Name the Tradeoffs Explicitly: When a system launches with known limitations, that decision should include explicit acknowledgment of (1) what risk exists, (2) who might experience harm from those risks, and (3) why the tradeoff was made.
These actions reframe RAI product decisions as human ones rather than purely technical rationale. They also demonstrate an understanding of the downstream impacts of system behavior and who bears them.

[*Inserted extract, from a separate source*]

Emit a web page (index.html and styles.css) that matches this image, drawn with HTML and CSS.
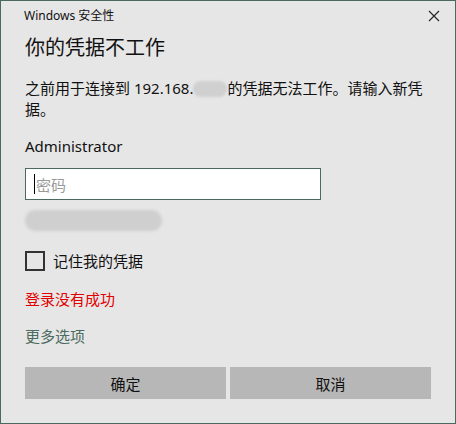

It’s important to note that documenting RAI decisions and tradeoffs will not be optional for long. What looks like “extra documentation” today is quickly becoming baseline Responsible AI due diligence. Regulatory frameworks are converging on a simple expectation: if you knew a risk existed, you should be able to show that you identified it, scoped who it affects, and made a conscious decision about it. The EU AI Act’s transparency obligations for high-risk systems (Article 13, Article 50) and Colorado SB24-205 Artificial Intelligence Act both move in this direction. They both require teams to document known risks, assess who they affect, and demonstrate that those risks were considered as part of deliberate deployment decisions.
The Reason for the Season
New technologies will always introduce risk, and Responsible AI does not eliminate those risks entirely. But it does commit us to understanding and reducing them wherever possible. Responsible AI’s main purpose is not to hit certain sterile, soulless metrics or thresholds. It is a field focused on the genuine, sustained effort to understand who is impacted, how, and whether we did everything we could to reduce that harm. Everything in RAI infrastructure, from evaluations to policies to research, should serve that purpose.
At the end of the day, human beings are the reason for the season. When we forget this principle, all we have done is build a sophisticated apparatus for missing the point.